“Now I see the secret of the making of the best persons: it is to grow in the open air and to eat and sleep with the earth” (Walt Whitman).
The “making of best persons” was actively at work one spring day when I took my kindergartners to our garden plot to weed, to harvest the scallions that they had planted, and to plant iris bulbs. Each student has a small plot in our raised bed—roughly two square feet per child with a chrysanthemum and scallions for each, and lavender plants in between their squares.
The weather was gloriously pleasant and the sensation of having our hands in the soft, damp earth was deeply satisfying. The digging quickly revealed several healthy earthworms and the children were delighted. We had learned about worms and their beneficial cosmic work as well as a new song about them. Immediately the group of eight children and I burst into the worm song “Wiggly Woo” as we went about our work, naming each earthworm as we sang.

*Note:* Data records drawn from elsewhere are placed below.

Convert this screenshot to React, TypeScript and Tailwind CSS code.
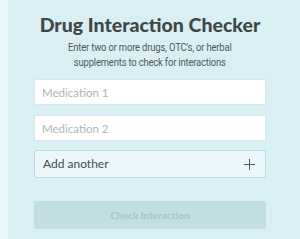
import React from 'react'

const App: React.FC = () => {
    return (
        <div className="flex h-[239px] w-[300px] bg-[#eaf6f9]">
            <div className="ml-[8px] flex flex-1 flex-col items-center bg-[#d9eff4] pr-[8px] pt-[12px]">
                <h1 className="font-['Lato',sans-serif] text-[19.5px] font-black leading-[26px] text-[#3e4848]">
                    Drug Interaction Checker
                </h1>
                <p className="mt-[2px] scale-x-[0.9] text-center font-['Roboto',sans-serif] text-[10.5px] leading-[15px] tracking-[-0.2px] text-[#505858]">
                    Enter two or more drugs, OTC's, or herbal
                    <br />
                    supplements to check for interactions
                </p>
                <div className="mt-[9px] flex w-[232px] flex-col gap-[10px]">
                    <input
                        className="h-[26px] w-full rounded-[2px] border border-[#d3e8ec] bg-white px-[7px] font-['Lato',sans-serif] text-[11.5px] text-[#333] placeholder:text-[#b0b4b6] outline-none"
                        placeholder="Medication 1"
                    />
                    <input
                        className="h-[26px] w-full rounded-[2px] border border-[#d3e8ec] bg-white px-[7px] font-['Lato',sans-serif] text-[11.5px] text-[#333] placeholder:text-[#b0b4b6] outline-none"
                        placeholder="Medication 2"
                    />
                    <button
                        type="button"
                        className="-mt-[1px] flex h-[28px] w-full items-center justify-between rounded-[3px] border border-[#b9d8de] bg-[#ebf7fa] pl-[8px] pr-[10px] font-['Lato',sans-serif] text-[12px] text-[#454c4e]"
                    >
                        <span>Add another</span>
                        <svg className="h-[11px] w-[11px]" viewBox="0 0 11 11" fill="none" stroke="#555" strokeWidth="1">
                            <path d="M5.5 0v11M0 5.5h11" />
                        </svg>
                    </button>
                    <button
                        type="button"
                        className="mt-[13px] h-[28px] w-full rounded-[2px] bg-[#c3dee2] font-['Lato',sans-serif] text-[10px] font-bold text-[#9fc5ca]"
                    >
                        Check Interaction
                    </button>
                </div>
            </div>
        </div>
    )
}

export default App
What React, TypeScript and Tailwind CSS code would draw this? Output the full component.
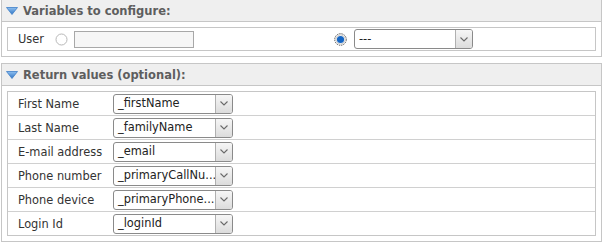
import React from "react";

const font = { fontFamily: '"DejaVu Sans", Verdana, sans-serif' };

function Triangle() {
  return (
    <svg width="12" height="8" viewBox="0 0 12 8" className="shrink-0">
      <defs>
        <linearGradient id="tg" x1="0" y1="0" x2="0" y2="1">
          <stop offset="0" stopColor="#8fc0f0" />
          <stop offset="1" stopColor="#2f74c4" />
        </linearGradient>
      </defs>
      <path d="M0.5 0.5 L11.5 0.5 L6 7.5 Z" fill="url(#tg)" stroke="#3f7fc8" strokeWidth="0.8" strokeLinejoin="round" />
    </svg>
  );
}

function Chevron() {
  return (
    <svg width="8" height="5" viewBox="0 0 8 5">
      <path d="M0.5 0.5 L4 4 L7.5 0.5" fill="none" stroke="#6b6b6b" strokeWidth="1.1" />
    </svg>
  );
}

function Select({ value, width }: { value: string; width: number }) {
  return (
    <div
      className="flex h-[20px] rounded-[3px] border border-[#8a8a8a] bg-white overflow-hidden"
      style={{ width }}
    >
      <div className="flex-1 flex items-center pl-[4px] pt-[1px] text-[11.4px] text-[#222] whitespace-nowrap overflow-hidden">
        {value}
      </div>
      <div className="w-[17px] border-l border-[#b0b0b0] bg-gradient-to-b from-[#f6f6f6] to-[#dcdcdc] flex items-center justify-center">
        <Chevron />
      </div>
    </div>
  );
}

function Radio({ checked }: { checked?: boolean }) {
  return checked ? (
    <svg width="13" height="13" viewBox="0 0 13 13" className="shrink-0">
      <circle cx="6.5" cy="6.5" r="5.8" fill="#fff" stroke="#555" strokeWidth="1" strokeDasharray="1.4 0.9" />
      <circle cx="6.5" cy="6.5" r="4.6" fill="#fff" stroke="#b5b5b5" strokeWidth="0.8" />
      <circle cx="6.5" cy="6.5" r="3.6" fill="#1666c4" />
    </svg>
  ) : (
    <svg width="13" height="13" viewBox="0 0 13 13" className="shrink-0">
      <circle cx="6.5" cy="6.5" r="5.5" fill="#fff" stroke="#b8b8b8" strokeWidth="1" />
    </svg>
  );
}

function Panel({ title, children, first }: { title: string; children: React.ReactNode; first?: boolean }) {
  return (
    <div className={`w-[601px] border border-[#c6c6c6] bg-white ${first ? "-mt-[1px]" : ""}`}>
      <div className="h-[22px] bg-[#efefef] border-b border-[#c6c6c6] flex items-center pl-[4px] gap-[5px]">
        <Triangle />
        <span className="text-[11.5px] font-bold text-[#5e5e5e] leading-none pt-[2px]">{title}</span>
      </div>
      <div className="pt-[5px] pb-[5px] px-[5px]">
        <div className="border border-[#c6c6c6]">{children}</div>
      </div>
    </div>
  );
}

const rows: [string, string][] = [
  ["First Name", "_firstName"],
  ["Last Name", "_familyName"],
  ["E-mail address", "_email"],
  ["Phone number", "_primaryCallNu..."],
  ["Phone device", "_primaryPhone..."],
  ["Login Id", "_loginId"],
];

export default function App() {
  return (
    <div className="w-[605px] h-[248px] bg-white pl-[1px] overflow-hidden" style={font}>
      <Panel title="Variables to configure:" first>
        <div className="h-[22px] flex items-center pl-[10px] text-[11.4px] text-[#333]">
          <span className="w-[37px] pt-[2px]">User</span>
          <Radio />
          <div className="ml-[6px] w-[120px] h-[17px] border border-[#a8a8a8] bg-[#f6f6f6]" />
          <div className="ml-[140px]">
            <Radio checked />
          </div>
          <div className="ml-[7px]">
            <Select value="---" width={119} />
          </div>
        </div>
      </Panel>
      <div className="h-[6px]" />
      <Panel title="Return values (optional):">
        {rows.map(([label, value], i) => (
          <div
            key={label}
            className={`flex items-center pl-[10px] text-[11.4px] text-[#333] ${
              i < rows.length - 1 ? "h-[24px] border-b border-[#d0d0d0]" : "h-[23px]"
            }`}
          >
            <span className="w-[95px] whitespace-nowrap pt-[3px]">{label}</span>
            <Select value={value} width={120} />
          </div>
        ))}
      </Panel>
    </div>
  );
}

Francisco Varela once explained, “Ideas aren’t anybody’s. They are floating around…and somebody grabs one and thematizes or develops it. Independent groups can come up with the same idea because it’s in the air. They’re not something that one person possesses and gives to someone else…” (Reichle, 2005).
Where did the idea for the song originate? The warm feelings of fascination with nature, respect for life, the oneness of singing together outdoors on a beautiful day, and the love for the earthworms they were cradling in their hands…I could literally feel love at work. The connection was palpable.
It reminds me of Dr. Seuss’s story of the Grinch when his heart grew several sizes. Everyone in my class, including myself (I hope), is much kinder than the Grinch. But I felt our hearts growing in size together that day and I was awed to my core by our shared transformation and the power of love for life in the garden.